Scientific classification
- Kingdom: Plantae
- Clade: Tracheophytes
- Clade: Angiosperms
- Clade: Eudicots
- Clade: Rosids
- Order: Myrtales
- Family: Onagraceae
- Genus: Ludwigia
- Species: L. decurrens
- Binomial name: Ludwigia decurrens Walter

= Ludwigia decurrens =

- Genus: Ludwigia (plant)
- Species: decurrens
- Authority: Walter
- Conservation status: G5

Species of flowering plant

Ludwigia decurrens is a species of flowering plant in the evening primrose family known by the common names willow primrose and wingleaf primrose-willow. It is native to the central and eastern United States.

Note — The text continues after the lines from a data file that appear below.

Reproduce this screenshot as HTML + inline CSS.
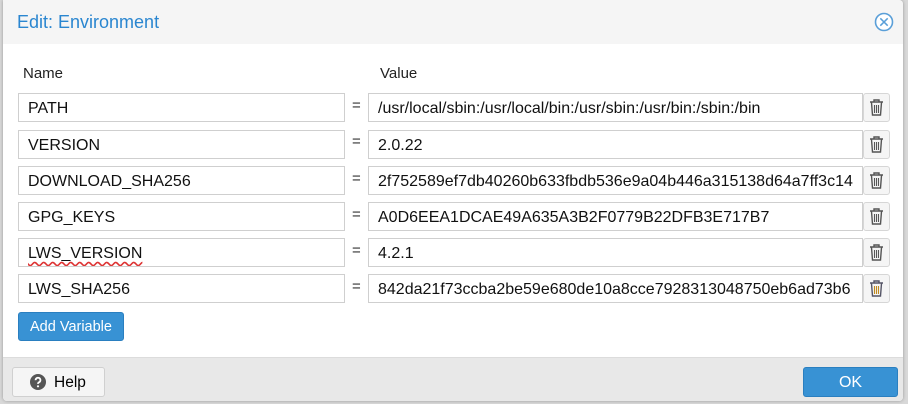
<!DOCTYPE html>
<html><head><style>
body{margin:0;width:908px;height:404px;background:#d8d8d8;font-family:"Liberation Sans",sans-serif;position:relative;overflow:hidden}
.dlg{position:absolute;left:3px;top:0;width:900px;height:401px;background:#fff;border-radius:0 4px 4px 4px;box-shadow:0 0 3px rgba(0,0,0,.3);overflow:hidden}
.hdr{position:absolute;left:0;top:0;right:0;height:44px;background:#f5f5f5}
.title{position:absolute;left:14px;top:12px;font-size:18px;color:#2a86d0}
.close{position:absolute;right:9px;top:12px}
.lbl{position:absolute;top:65px;font-size:15px;color:#222}
.in{position:absolute;height:27px;border:1px solid #cfcfcf;background:#fff;font-size:16px;line-height:29px;padding-left:9px;box-sizing:content-box;color:#111;white-space:nowrap;overflow:hidden}
.eq{position:absolute;left:349px;font-size:15px;color:#333}
.tr{position:absolute;left:860px;width:25px;height:27px;border:1px solid #d6d6d6;border-radius:3px;background:#f5f5f5}
.tr svg{position:absolute;left:5px;top:5px}
.add{position:absolute;left:15px;top:312px;width:104px;height:27px;background:#3892d4;border:1px solid #2a7fc0;border-radius:3px;color:#fff;font-size:14.5px;line-height:28px;text-align:center}
.ftr{position:absolute;left:0;right:0;top:357px;bottom:0;background:#e8e8e8;border-top:1px solid #dcdcdc}
.help{position:absolute;left:9px;top:9px;width:91px;height:28px;background:#f5f5f5;border:1px solid #d0d0d0;border-radius:3px;font-size:15.5px;line-height:29px}
.ok{position:absolute;left:800px;top:9px;width:93px;height:28px;background:#3892d4;border:1px solid #2a7fc0;border-radius:3px;color:#fff;font-size:16px;line-height:29px;text-align:center}
</style></head><body>
<div class="dlg">
<div class="hdr"><div class="title">Edit: Environment</div>
<svg class="close" width="20" height="20" viewBox="0 0 20 20"><circle cx="10" cy="10" r="8.5" fill="#fff" stroke="#5a9fd8" stroke-width="1.6"/><path d="M6.3 6.3L13.7 13.7M13.7 6.3L6.3 13.7" stroke="#5a9fd8" stroke-width="1.5"/></svg></div>
<div class="lbl" style="left:20px">Name</div><div class="lbl" style="left:377px">Value</div>

<div class="in" style="left:15px;top:93px;width:316px">PATH</div><div class="eq" style="top:97px">=</div><div class="in" style="left:365px;top:93px;width:484px">/usr/local/sbin:/usr/local/bin:/usr/sbin:/usr/bin:/sbin:/bin</div>
<div class="tr" style="top:93px"><svg width="15" height="17" viewBox="0 0 15 17"><path d="M1 3h13M5 3V1h5v2M2.5 3.5l1 12.5h8l1-12.5" fill="none" stroke="#555" stroke-width="1.4"/><path d="M5.5 6v8M7.5 6v8M9.5 6v8" stroke="#555" stroke-width="1.1"/></svg></div>

<div class="in" style="left:15px;top:130px;width:316px">VERSION</div><div class="eq" style="top:133px">=</div><div class="in" style="left:365px;top:130px;width:484px">2.0.22</div>
<div class="tr" style="top:130px"><svg width="15" height="17" viewBox="0 0 15 17"><path d="M1 3h13M5 3V1h5v2M2.5 3.5l1 12.5h8l1-12.5" fill="none" stroke="#555" stroke-width="1.4"/><path d="M5.5 6v8M7.5 6v8M9.5 6v8" stroke="#555" stroke-width="1.1"/></svg></div>

<div class="in" style="left:15px;top:166px;width:316px">DOWNLOAD_SHA256</div><div class="eq" style="top:170px">=</div><div class="in" style="left:365px;top:166px;width:484px">2f752589ef7db40260b633fbdb536e9a04b446a315138d64a7ff3c14</div>
<div class="tr" style="top:166px"><svg width="15" height="17" viewBox="0 0 15 17"><path d="M1 3h13M5 3V1h5v2M2.5 3.5l1 12.5h8l1-12.5" fill="none" stroke="#555" stroke-width="1.4"/><path d="M5.5 6v8M7.5 6v8M9.5 6v8" stroke="#555" stroke-width="1.1"/></svg></div>

<div class="in" style="left:15px;top:202px;width:316px">GPG_KEYS</div><div class="eq" style="top:206px">=</div><div class="in" style="left:365px;top:202px;width:484px">A0D6EEA1DCAE49A635A3B2F0779B22DFB3E717B7</div>
<div class="tr" style="top:202px"><svg width="15" height="17" viewBox="0 0 15 17"><path d="M1 3h13M5 3V1h5v2M2.5 3.5l1 12.5h8l1-12.5" fill="none" stroke="#555" stroke-width="1.4"/><path d="M5.5 6v8M7.5 6v8M9.5 6v8" stroke="#555" stroke-width="1.1"/></svg></div>

<div class="in" style="left:15px;top:238px;width:316px"><span style="text-decoration:underline wavy #d33;text-underline-offset:3px">LWS_VERSION</span></div><div class="eq" style="top:242px">=</div><div class="in" style="left:365px;top:238px;width:484px">4.2.1</div>
<div class="tr" style="top:238px"><svg width="15" height="17" viewBox="0 0 15 17"><path d="M1 3h13M5 3V1h5v2M2.5 3.5l1 12.5h8l1-12.5" fill="none" stroke="#555" stroke-width="1.4"/><path d="M5.5 6v8M7.5 6v8M9.5 6v8" stroke="#555" stroke-width="1.1"/></svg></div>

<div class="in" style="left:15px;top:274px;width:316px">LWS_SHA256</div><div class="eq" style="top:278px">=</div><div class="in" style="left:365px;top:274px;width:484px">842da21f73ccba2be59e680de10a8cce7928313048750eb6ad73b6</div>
<div class="tr" style="top:274px"><svg width="15" height="17" viewBox="0 0 15 17"><path d="M1 3h13M5 3V1h5v2M2.5 3.5l1 12.5h8l1-12.5" fill="none" stroke="#556" stroke-width="1.4"/><path d="M5.5 6v8M7.5 6v8M9.5 6v8" stroke="#c08a20" stroke-width="1.1"/></svg></div>

<div class="add">Add Variable</div>
<div class="ftr">
<div class="help"><svg style="position:absolute;left:17px;top:6px" width="16" height="16" viewBox="0 0 16 16"><circle cx="8" cy="8" r="8" fill="#555"/><path d="M5.6 6.2a2.4 2.4 0 1 1 3.4 2.1c-.8.4-1 .8-1 1.6" fill="none" stroke="#fff" stroke-width="1.8"/><circle cx="8" cy="12.3" r="1.1" fill="#fff"/></svg><span style="position:absolute;left:41px">Help</span></div>
<div class="ok">OK</div>
</div>
</div>
</body></html>
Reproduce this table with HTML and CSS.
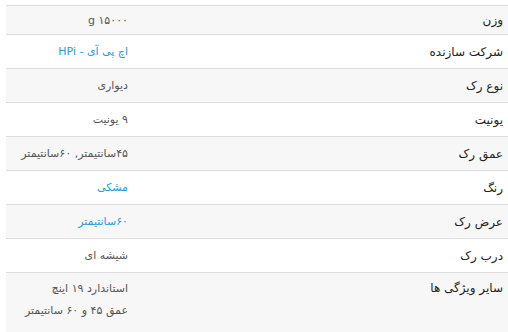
FILE: index.html
```html
<!DOCTYPE html>
<html lang="fa" dir="rtl">
<head>
<meta charset="utf-8">
<link rel="stylesheet" href="styles.css">
</head>
<body>
<div class="specs">
  <div class="row odd first"><div class="label">وزن</div><div class="value">g ۱۵۰۰۰</div></div>
  <div class="row"><div class="label">شرکت سازنده</div><div class="value"><a class="link">اچ پی آی - HPi</a></div></div>
  <div class="row odd"><div class="label">نوع رک</div><div class="value">دیواری</div></div>
  <div class="row"><div class="label">یونیت</div><div class="value">۹ یونیت</div></div>
  <div class="row odd"><div class="label">عمق رک</div><div class="value">۴۵سانتیمتر, ۶۰سانتیمتر</div></div>
  <div class="row"><div class="label">رنگ</div><div class="value"><a class="link">مشکی</a></div></div>
  <div class="row odd"><div class="label">عرض رک</div><div class="value"><a class="link">۶۰سانتیمتر</a></div></div>
  <div class="row"><div class="label">درب رک</div><div class="value">شیشه ای</div></div>
  <div class="row odd last"><div class="label">سایر ویژگی ها</div><div class="value multi"><p>استاندارد ۱۹ اینچ</p><p>عمق ۴۵ و ۶۰ سانتیمتر</p></div></div>
</div>
</body>
</html>
```
FILE: styles.css
```css
html, body {
  margin: 0;
  padding: 0;
  background: #fff;
}
body {
  padding-top: 5px;
  padding-left: 6px;
  font-family: "DejaVu Sans", sans-serif;
}
.specs {
  border-top: 1px solid #dddddd;
}
.row {
  display: flex;
  height: 33px;
  border-bottom: 1px solid #dddddd;
  align-items: center;
}
.row.first { height: 28px; }
.row.last { height: auto; align-items: flex-start; padding-bottom: 12px; }
.row.odd { background: #f7f7f7; }
.label {
  flex: 0 0 372px;
  box-sizing: border-box;
  padding-right: 5px;
  font-size: 12px;
  color: #222;
}
.value {
  flex: 1;
  box-sizing: border-box;
  padding-right: 8px;
  font-size: 11px;
  color: #555;
}
.link { color: #2b9bd6; text-decoration: none; }
.last .label { padding-top: 8px; }
.multi p { margin: 0; line-height: 22px; }
.multi { padding-top: 5px; }
```
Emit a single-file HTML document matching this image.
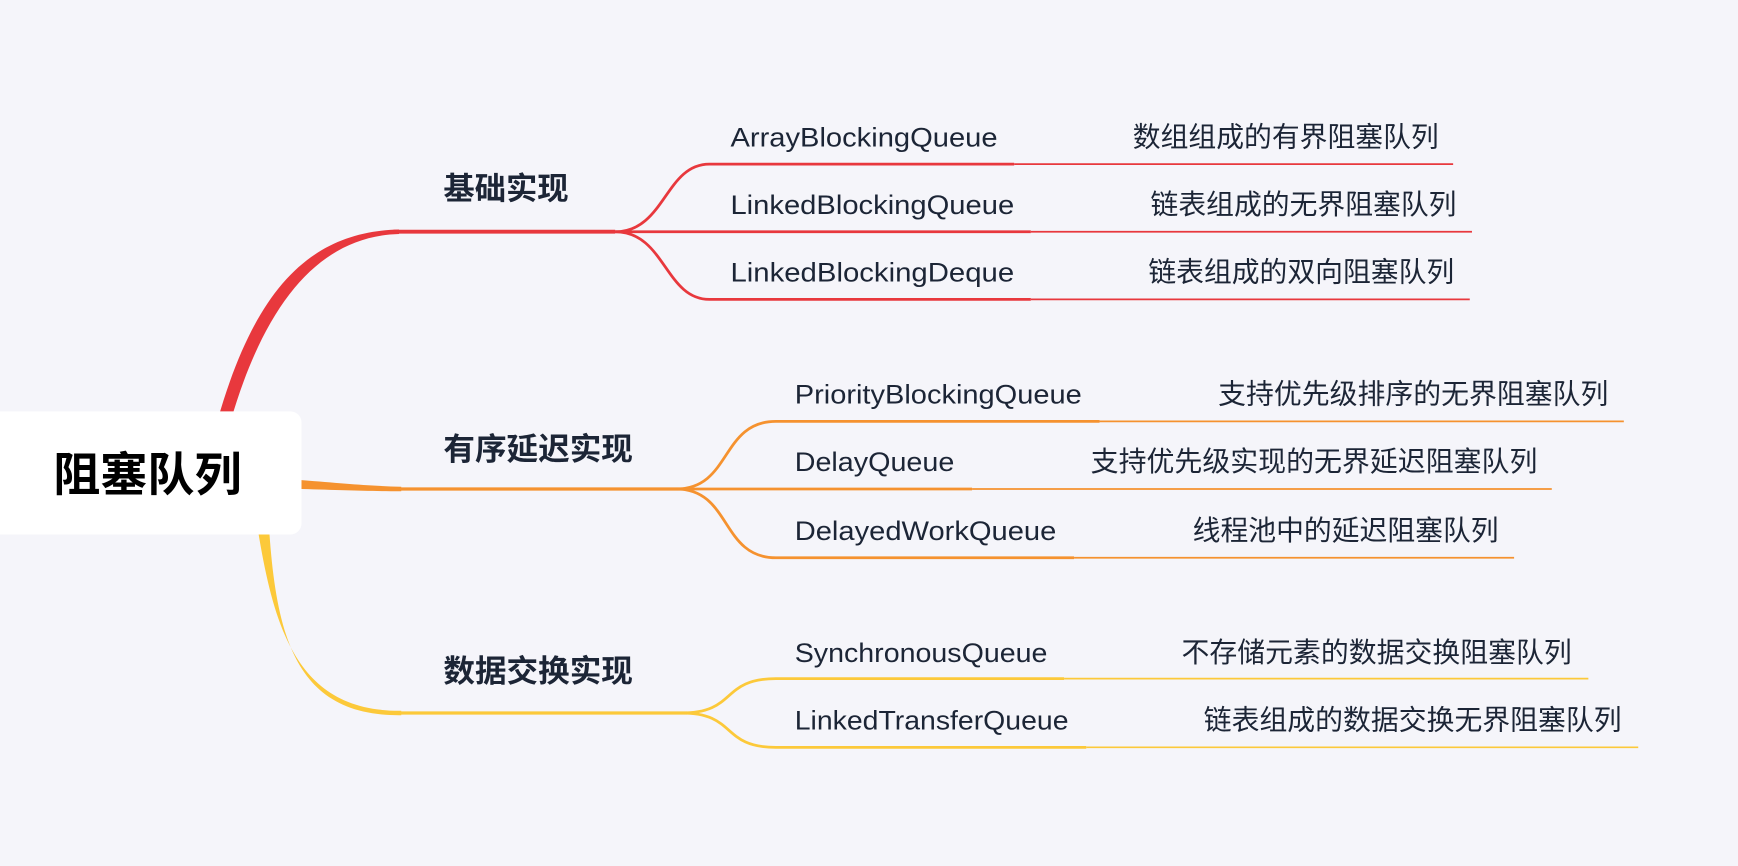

This species is an annual herb that reaches up to 6 feet tall, sometimes growing as a perennial by virtue of its partially woody stem. It has an erect form and a winged stem that is angled. The plant is glabrous. The linear leaves are alternately arranged. The sessile leaves are decurrent: they extend down along the stem at their bases. The flower has four yellow petals. The seed capsules may contain up to 1000 seeds per capsule.

This plant grows in wet habitat types, often alongside Polygonum and Cyperus species.

L. decurrens has become an invasive species in Africa and in Southeast Asia, where it frequently colonizes rice paddies and other wetlands. Invasion in anaerobic habitats is facilitated by the aerenchyma that enable willow primrose rhizomes to float and by its capacity to spread either by seed or by vegetative propagation from broken plant fragments. Exudates from this species have been shown to have allelopathic effects on Corchorus olitorius by increasing mortality of seedlings.